MATERIAL SHOWN
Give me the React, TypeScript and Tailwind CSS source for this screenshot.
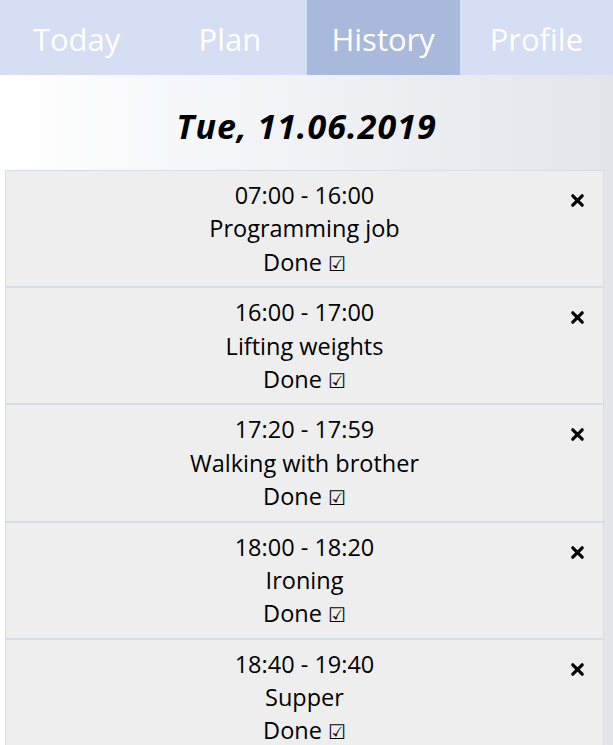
import React from "react";

const tabs = ["Today", "Plan", "History", "Profile"];
const items = [
  { time: "07:00 - 16:00", name: "Programming job" },
  { time: "16:00 - 17:00", name: "Lifting weights" },
  { time: "17:20 - 17:59", name: "Walking with brother" },
  { time: "18:00 - 18:20", name: "Ironing" },
  { time: "18:40 - 19:40", name: "Supper" },
];

function XIcon() {
  return (
    <svg width="15" height="15" viewBox="0 0 15 15" className="block">
      <path d="M2.8 2.8 L12.2 12.2 M12.2 2.8 L2.8 12.2" stroke="#000" strokeWidth="3.2" strokeLinecap="round" />
    </svg>
  );
}

export default function App() {
  return (
    <div
      className="min-h-screen w-full bg-gradient-to-r from-white to-[#e3e5eb] text-black"
      style={{ fontFamily: '"Comic Sans MS", "Open Sans", "DejaVu Sans", sans-serif' }}
    >
      <nav className="grid h-[75px] grid-cols-4 bg-[#d5def2]">
        {tabs.map((t) => (
          <div
            key={t}
            className={
              "flex items-center justify-center pt-[3px] text-[31px] text-white " +
              (t === "History" ? "bg-[#a9b9dc]" : "")
            }
          >
            {t}
          </div>
        ))}
      </nav>
      <div className="flex h-[95px] items-center justify-center pt-[8px]">
        <h2 className="text-[34px] font-bold italic tracking-[1px]">Tue, 11.06.2019</h2>
      </div>
      <div className="ml-[5px] mr-[9px] flex flex-col">
        {items.map((it) => (
          <div
            key={it.time}
            className="relative border border-[#d6dcea] bg-[#eeeeee] pt-[8px] pb-[7px] text-center text-[23.5px] leading-[33.4px]"
          >
            <div className="h-[33.4px]">{it.time}</div>
            <div className="h-[33.4px]">{it.name}</div>
            <div className="h-[33.4px]">
              Done{" "}
              <span
                style={{ fontFamily: '"DejaVu Sans", sans-serif' }}
                className="inline-block align-baseline text-[20px] leading-none"
              >
                ☑
              </span>
            </div>
            <div className="absolute right-[18px] top-[22px]">
              <XIcon />
            </div>
          </div>
        ))}
      </div>
    </div>
  );
}
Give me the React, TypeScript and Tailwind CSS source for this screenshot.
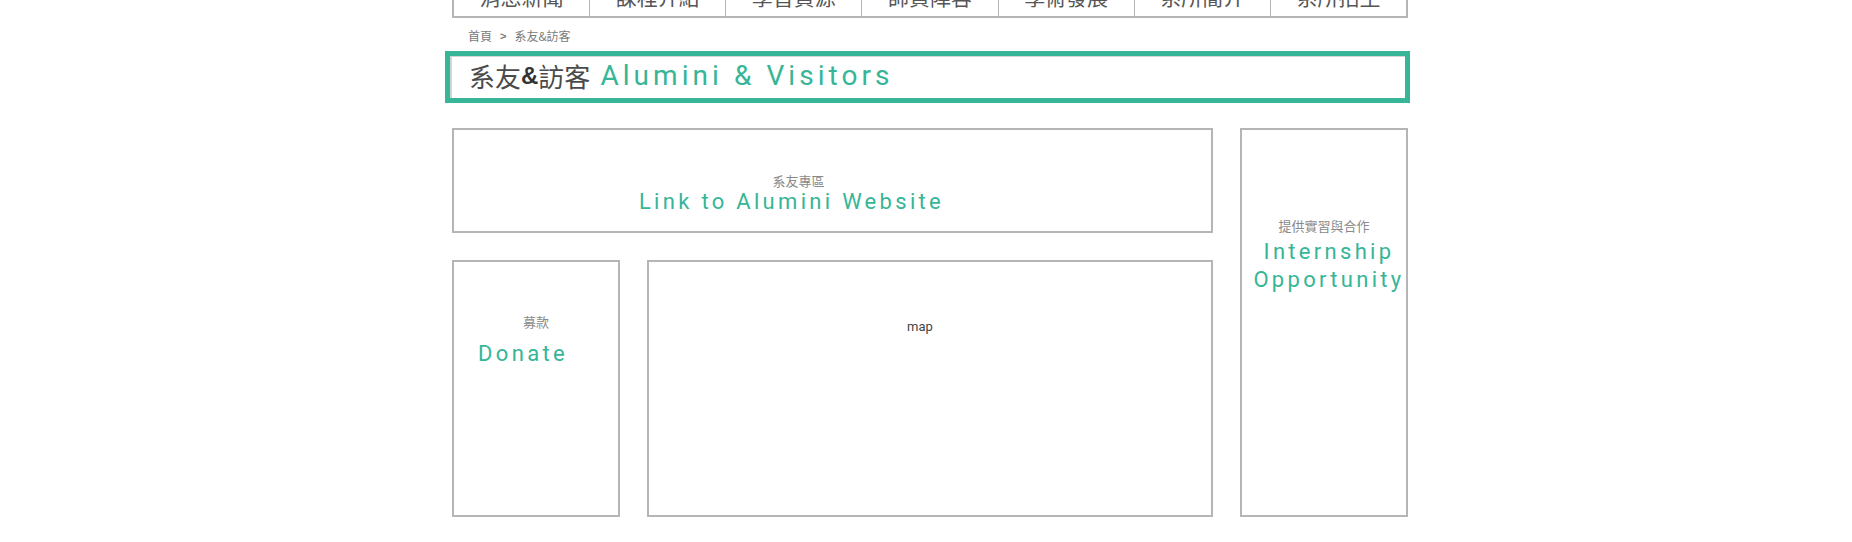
import React from 'react';

const navItems = ['消息新聞', '課程介紹', '學習資源', '師資陣容', '學術發展', '系所簡介', '系所招生'];

const cjk = "font-['Noto_Sans_CJK_TC',sans-serif]";
const latin = "font-['Roboto','Noto_Sans_CJK_TC',sans-serif]";

const Label = ({
  zh,
  en,
  className = '',
  zhClass = '',
}: {
  zh: string;
  en: React.ReactNode;
  className?: string;
  zhClass?: string;
}) => (
  <>
    <p className={`${cjk} text-[13px] leading-[17px] text-[#8a8a8a] ${zhClass}`}>{zh}</p>
    <p className={`${latin} text-[22px] leading-[28px] tracking-[0.15em] text-[#36b597] ${className}`}>{en}</p>
  </>
);

export default function App() {
  return (
    <div className="min-h-[542px] bg-white overflow-hidden">
      <div className="ml-[445px] w-[965px]">
        {/* top menu, mostly scrolled off */}
        <nav className="ml-[7px] w-[956px] h-[41px] -mt-[23px] flex border-2 border-t-0 border-[#b5b5b5]">
          {navItems.map((item, i) => (
            <div
              key={item}
              className={`flex-1 flex items-center justify-center ${cjk} text-[21px] text-[#555] ${
                i < navItems.length - 1 ? 'border-r border-[#b5b5b5]' : ''
              }`}
            >
              {item}
            </div>
          ))}
        </nav>

        <div className={`ml-[23px] mt-[9px] h-[18px] flex items-center gap-[6px] ${cjk} text-[12px] text-[#7a7a7a]`}>
          <span>首頁</span>
          <span className="font-['Liberation_Sans',sans-serif] font-bold text-[11px] px-[2px]">&gt;</span>
          <span>系友&amp;訪客</span>
        </div>

        <div className="mt-[6px] h-[52px] border-[5px] border-[#36b597]">
          <div className="h-full flex items-center border-l-2 border-t border-[#d4d4d4] pl-[17px] pb-[4px] gap-[10px]">
            <h1 className={`${cjk} text-[26px] text-[#4a4a4a] flex items-center`}>
              系友<span className="font-['Liberation_Sans',sans-serif] font-bold text-[#333] text-[24px]">&amp;</span>訪客
            </h1>
            <span className={`${latin} text-[28px] tracking-[0.145em] text-[#36b597]`}>Alumini &amp; Visitors</span>
          </div>
        </div>

        <div className="ml-[7px] mt-[25px] flex gap-[27px]">
          <div className="w-[761px] flex flex-col gap-[27px]">
            <a className="h-[105px] border-2 border-[#b5b5b5] flex flex-col items-center pt-[42px] pr-[82px]">
              <Label zh="系友專區" en="Link to Alumini Website" className="-mt-[1px]" zhClass="pl-[14px]" />
            </a>
            <div className="h-[257px] flex gap-[27px]">
              <a className="w-[168px] border-2 border-[#b5b5b5] flex flex-col items-center pt-[51px]">
                <Label zh="募款" en="Donate" className="mt-[10px] pr-[26px]" />
              </a>
              <div className="flex-1 border-2 border-[#b5b5b5] flex justify-center pt-[56px] pr-[20px]">
                <span className="font-['Roboto',sans-serif] text-[13px] leading-[17px] text-[#444]">map</span>
              </div>
            </div>
          </div>
          <a className="w-[168px] h-[389px] border-2 border-[#b5b5b5] flex flex-col items-center pt-[87px]">
            <Label
              zh="提供實習與合作"
              en={
                <>
                  Internship
                  <br />
                  Opportunity
                </>
              }
              className="mt-[4px] pl-[10px] text-center"
            />
          </a>
        </div>
      </div>
    </div>
  );
}
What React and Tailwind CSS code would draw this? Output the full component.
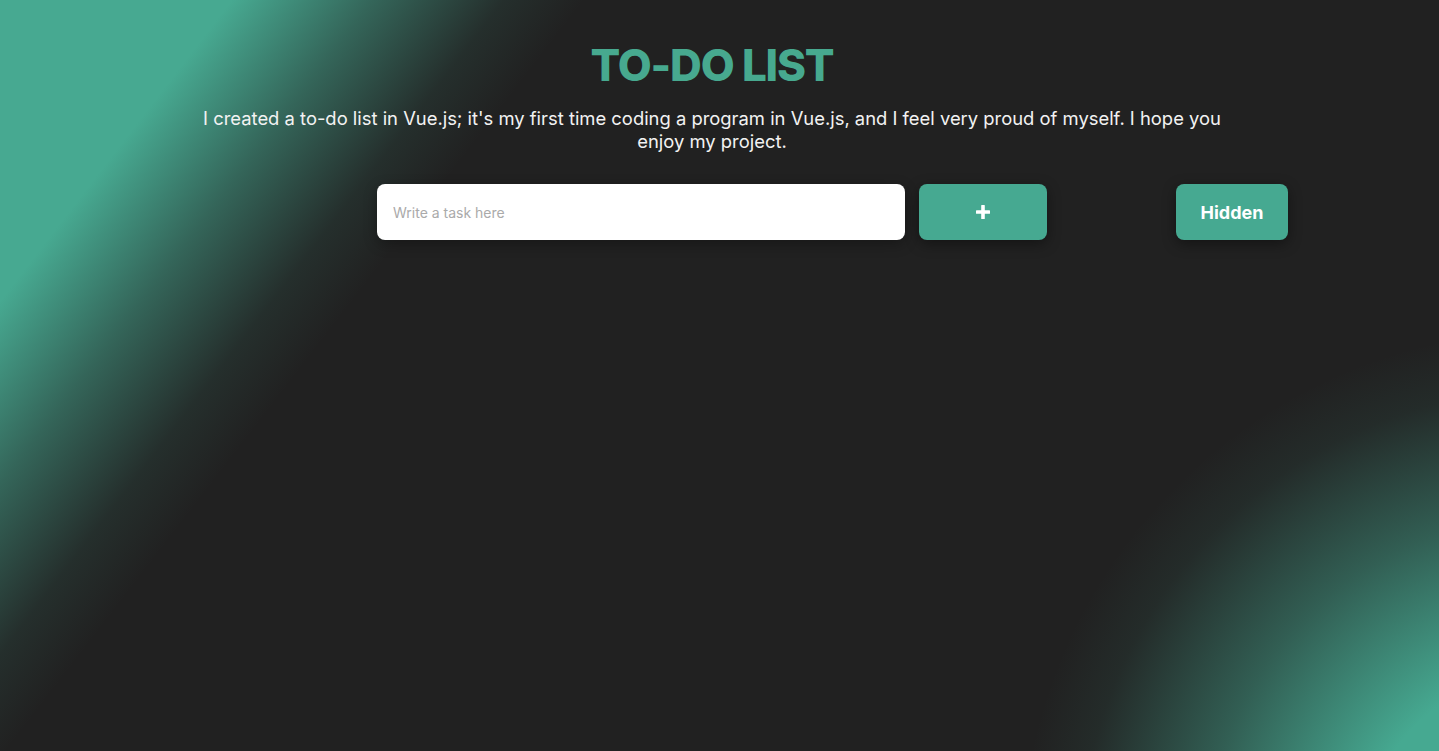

AIM OF THE TASK
Filter the entries down to the lines with the word "full" in them.

EXERCISE SOLUTION
      className="min-h-screen w-full bg-gradient-to-r from-white to-[#e3e5eb] text-black"
          <div className="h-full flex items-center border-l-2 border-t border-[#d4d4d4] pl-[17px] pb-[4px] gap-[10px]">
What React and Tailwind CSS code would draw this? Output the full component.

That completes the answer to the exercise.